De Bondt spreekt over tijd alsof het over ruimte gaat. Gevraagd naar het verhaal over 'tijd' dat
hem het meest intrigeert noemt hij De Aleph van Jorge Luis Borges, dat grappig genoeg niet
over tijd gaat, maar over 'het punt waarin alle punten van het heelal zich spiegelen.'
Dit gegeven representeert voor hem de denkwijze van de hedendaagse componist: 'Op het moment dat
je besluit muziek op te schrijven gebeurt er iets met de tijd,' zegt hij. 'De tijd waarin het stuk
klinkt gaat ineens verschillen van de tijd waarin je het bedenkt. Je kunt bij wijze van spreken
een jaar lang over een paar noten denken. Dat moet je op een of andere manier terughoren in de
muziek. En de uiterste consequentie daarvan is dat je bij het opschrijven van één
noot ook meteen de relatie tot alle andere noten weet dat je het stuk als het ware in
één ooropslag overziet.' En dat gebeurt, volgens hem, voor het eerst in de muziek van
Beethoven. 'In zijn vroege pianosonates zie je het al; hij gebruikt dezelfde taal als Mozart en
Haydn, maar tegelijkertijd is hij met iets heel anders bezig. Bij Mozart en Haydn gaat het eerder
om het aan elkaar plakken van kleine segmentjes. Beethovens opbouw is juist synthetisch, of
dialectisch.'
Kreeftgang
Zo componeert De Bondt zelf ook. Zijn stukken hebben een onverbiddelijke, bijna procesmatige
voortgang, waarin alles met alles samenhangt. 'Ik moet zorgen dat het spannend blijft,' zegt hij,
'dat de luisteraar wordt meegevoerd door de tijd. Misschien kun je die inderdaad beïnvloeden,
dus langer of korter laten lijken. Maar de tijd heeft maar één richting. Je kunt niet
terug. Als je muziek achterstevoren speelt, dus in de kreeftgang, neem je dat niet als zodanig
waar. Met beeld kan dat wel, maar in de tijd niet.' Ook voor Louis Andriessen is de tijd
onomkeerbaar: 'Je kunt wel iets spiegelen in muziek, maar dan moet je het herhalen! Dat is heel
raar, maar zo werkt het nu eenmaal. Je herinnert je namelijk iets, en daarmee schiet de tijd terug:
Hé, dat heb ik eerder gehoord, waar was dat ook alweer? Goede componisten houden daar
rekening mee.'
Voor Andriessen hoeft muziek niet grootschalig te zijn om je een gewaarwording van tijdloosheid
te bezorgen: 'Je hebt ook ariaatjes van Bach die drie minuten duren, maar je binnen een minuut op
een soort wolkje zetten. Dan kan zo'n minuutje toch een eeuwigheid duren.'
Gewoon vakwerk
Waarop de meester een waar vertoog afsteekt over klokkentijd en muzikale tijd, die niks met
elkaar te maken hebben, over de begrippen tempo giusto ('Dat gaat natuurlijk over de hartslag')
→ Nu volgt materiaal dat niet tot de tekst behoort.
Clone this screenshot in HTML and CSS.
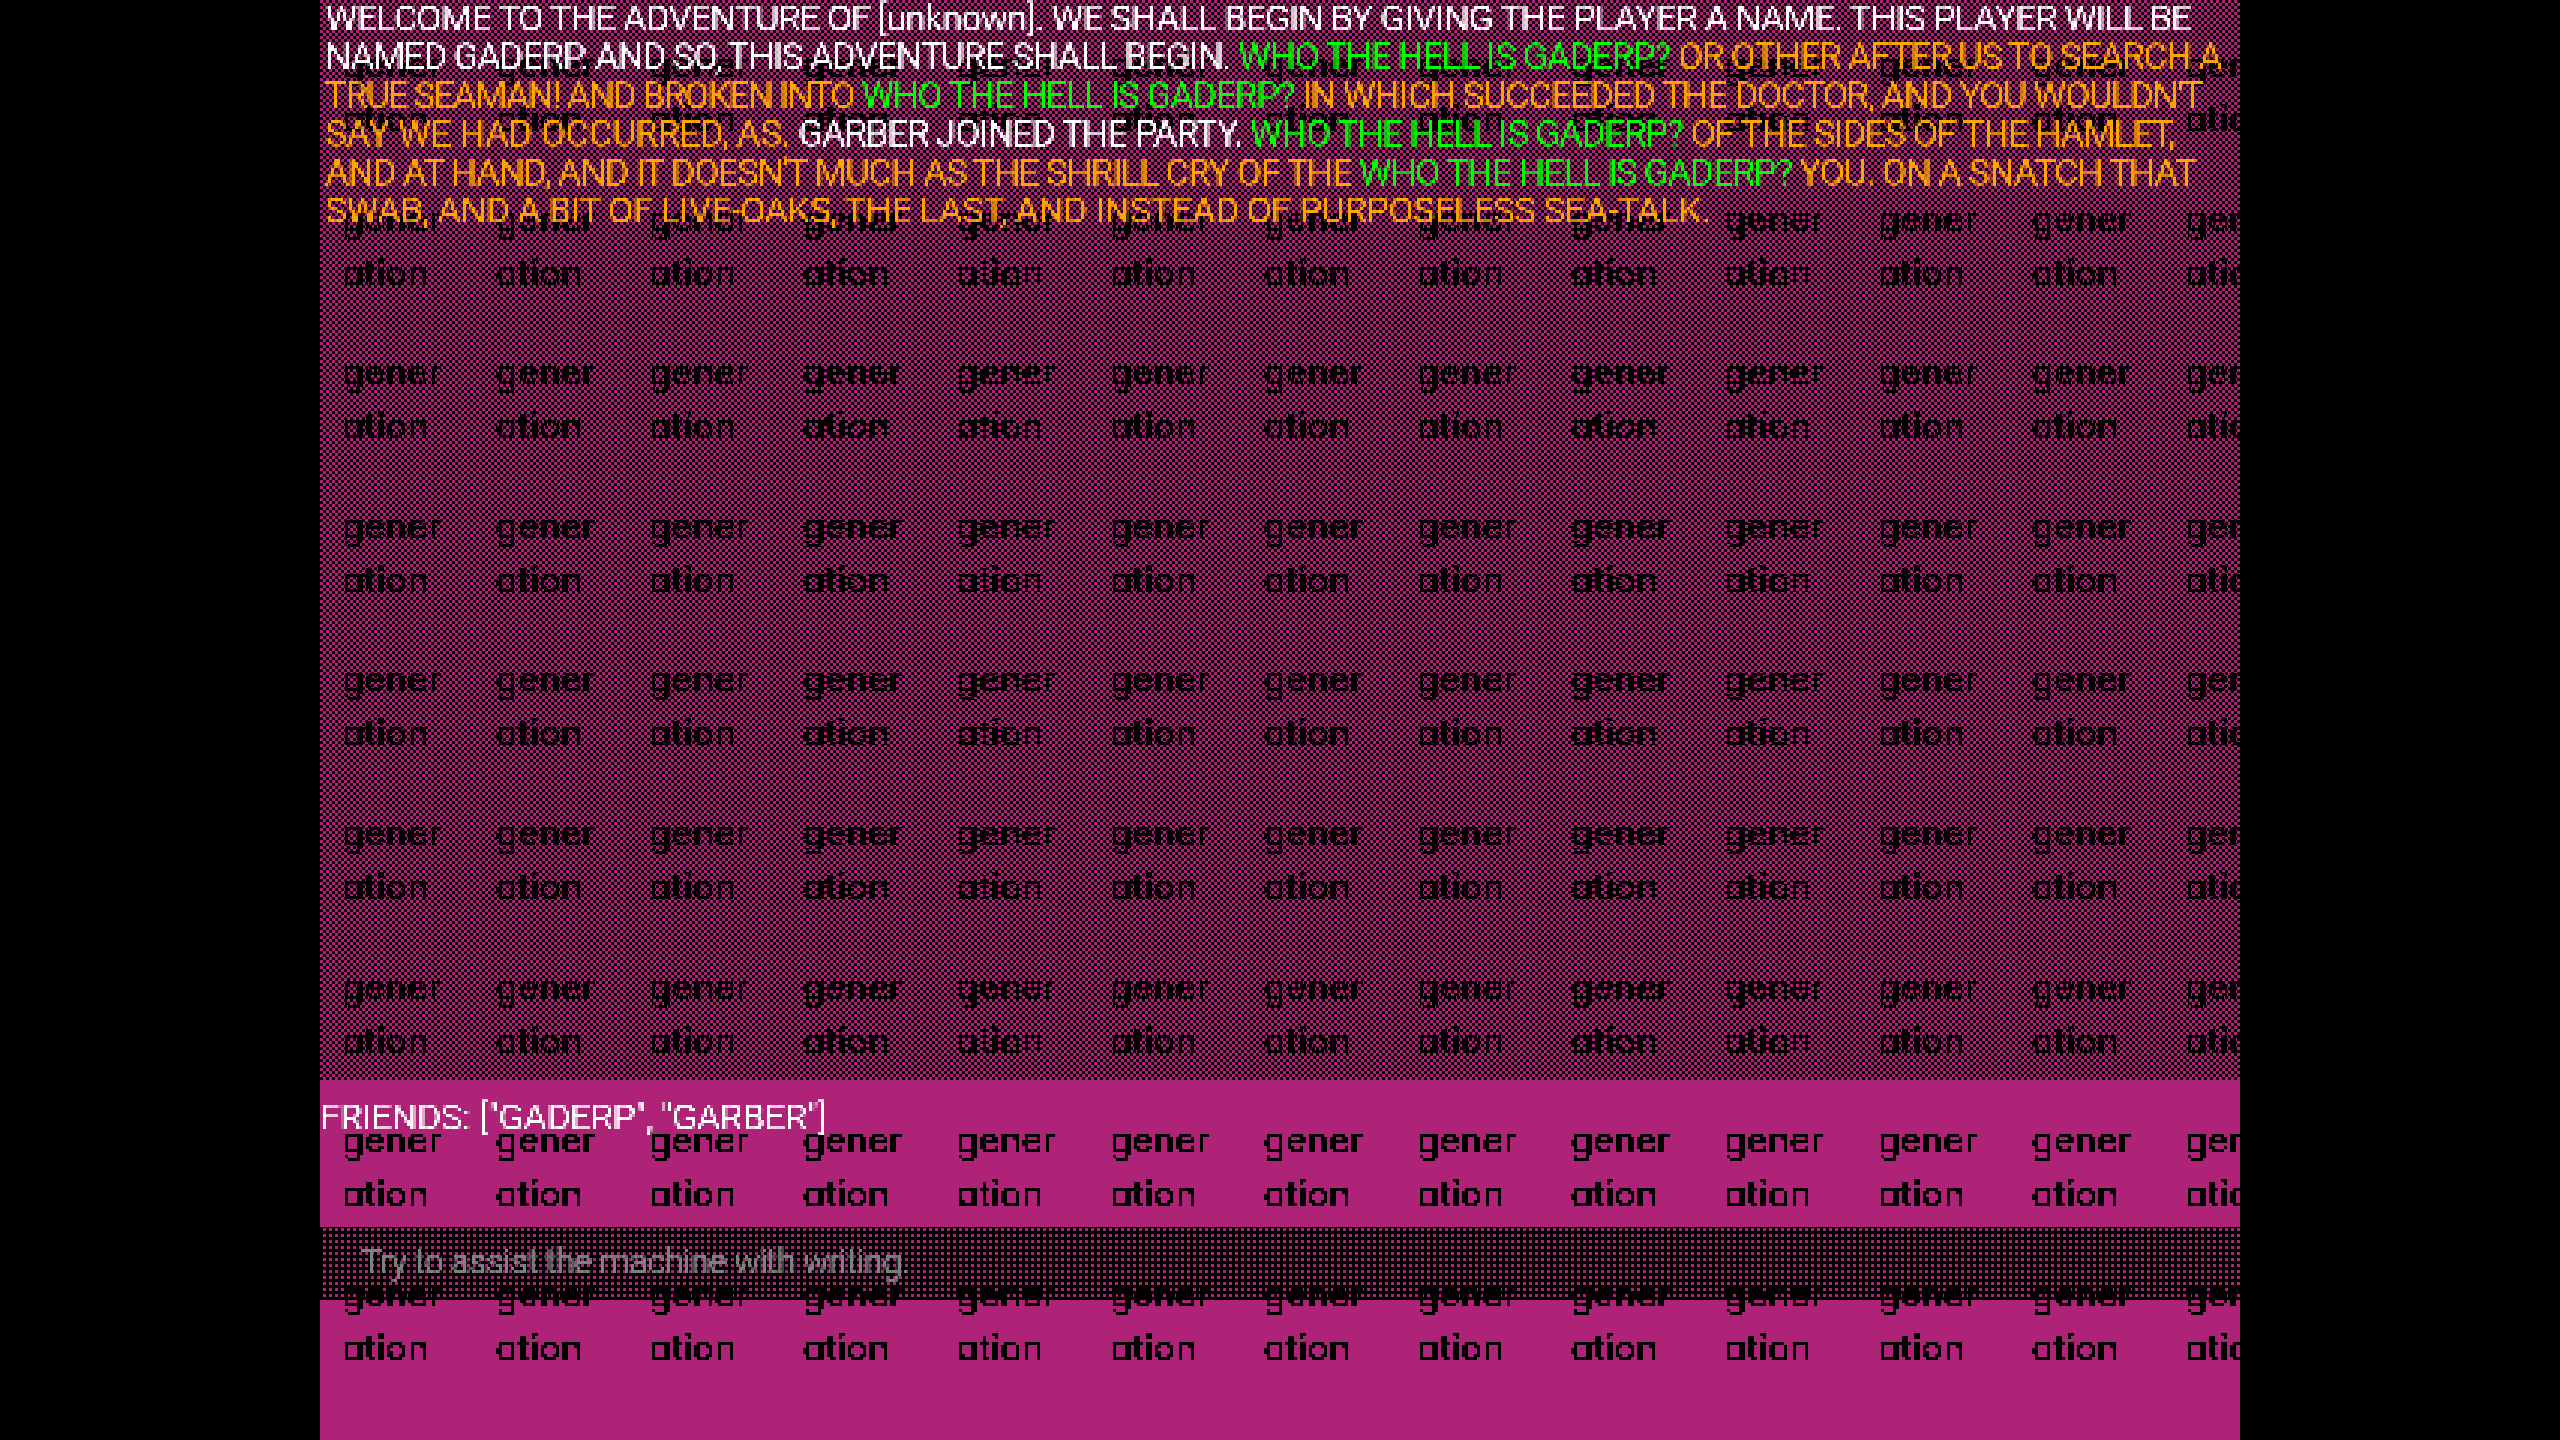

en rubato ('geroofde' tijd): 'Dat zijn heel technische dingen, dat is het gekke. We kunnen
er heel droomachtig en interessant over doen, maar het is natuurlijk ook gewoon vakwerk.'
En vanzelfsprekend is de waarneming van het verstrijken van de tijd voor een groot deel
afhankelijk van de leeftijd en de culturele bagage van de luisteraar. Dat er mensen zijn die de
Mattheuspassie te lang vinden verbaast Andriessen niets: 'Die ís namelijk veel te
lang, wel drie of vier uur. Stel je voor dat je halverwege naar de wc moet; dat is geen pretje,
terwijl het toch hartstikke mooie muziek is. Maar mijn perceptie is weer anders dan die van een
heleboel andere mensen. Ik vind bijvoorbeeld een symfonie van Mahler al na dertig seconden veel te
lang. Want die man zit aan mijn kop te zeuren over dingen die me geen bal interesseren.'
De luisteraar kan zich desgewenst ervan overtuigen hoe het met zijn eigen tijdsperceptie gesteld
is. Muziekstukken die in de gesprekken genoemd worden zijn in de daaropvolgende dinsdagnacht te
horen in het programma Muziek terwijl u slaapt.